The report claimed that 5,648 mass cremations of unclaimed and unidentified persons took place in Punjab during the period. It gave account of another 2,609 cases where identities of the victims are known.
Senior advocate and rights activist Colin Gonsalves said not a single policeman went to jail or got life imprisonment for “killing in cold blood of people in custody”. “State terror is the deadliest of terror. There is no media coverage, no court cases, no documentation.”
Prayer for the victims
Despite its censorship, Satluj has successfully forced a conversation back into the mainstream on due justice against state violence in Punjab. Even after the restrictions there are videos doing rounds of public screening of the film in Punjab, with Shiromani Akali Dal president Sukhbir Singh Badal on Wednesday (July 8, 2026) saying that his party will screen the film ‘Satluj’ in every village and corner of Punjab.

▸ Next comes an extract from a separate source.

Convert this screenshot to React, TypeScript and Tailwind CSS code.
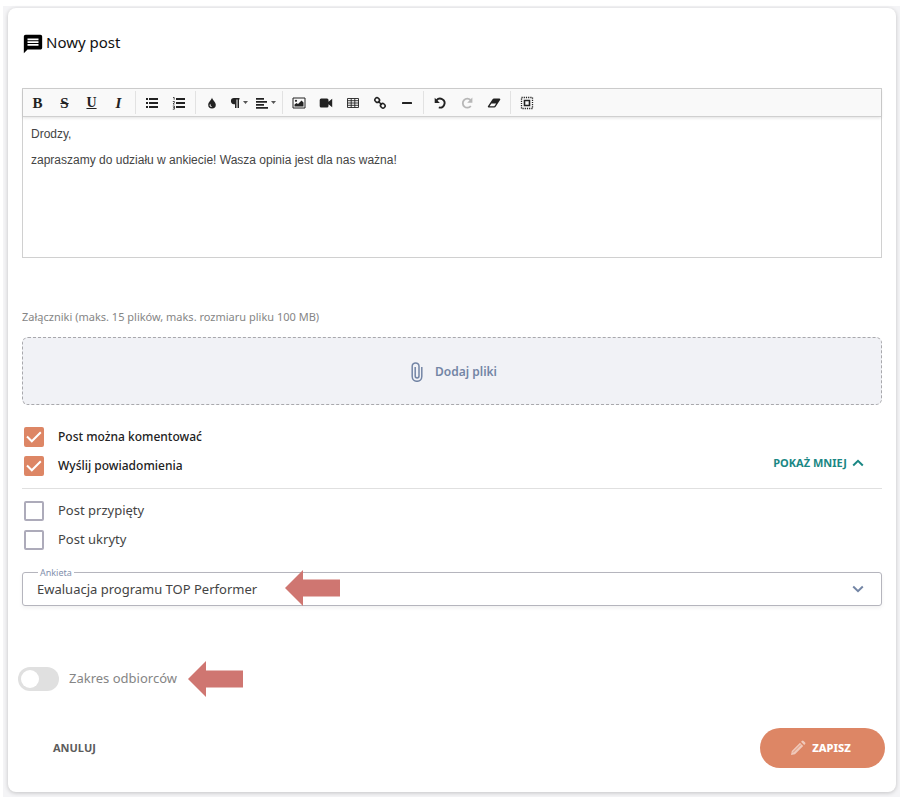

The Akal Takht said it will hold ‘ardas’ (prayers) on the banks of the Satluj river at Harike Pattan on July 14 for the eternal peace of those innocent Sikh youths whose stories were revived by the film. Jathedar of Akal Takht, Giani Kuldeep Singh Gargajj, said that, no collective ardas has previously been held “for the innocent youths, women, elderly people, and children who fell victim to government and police excesses in Punjab”.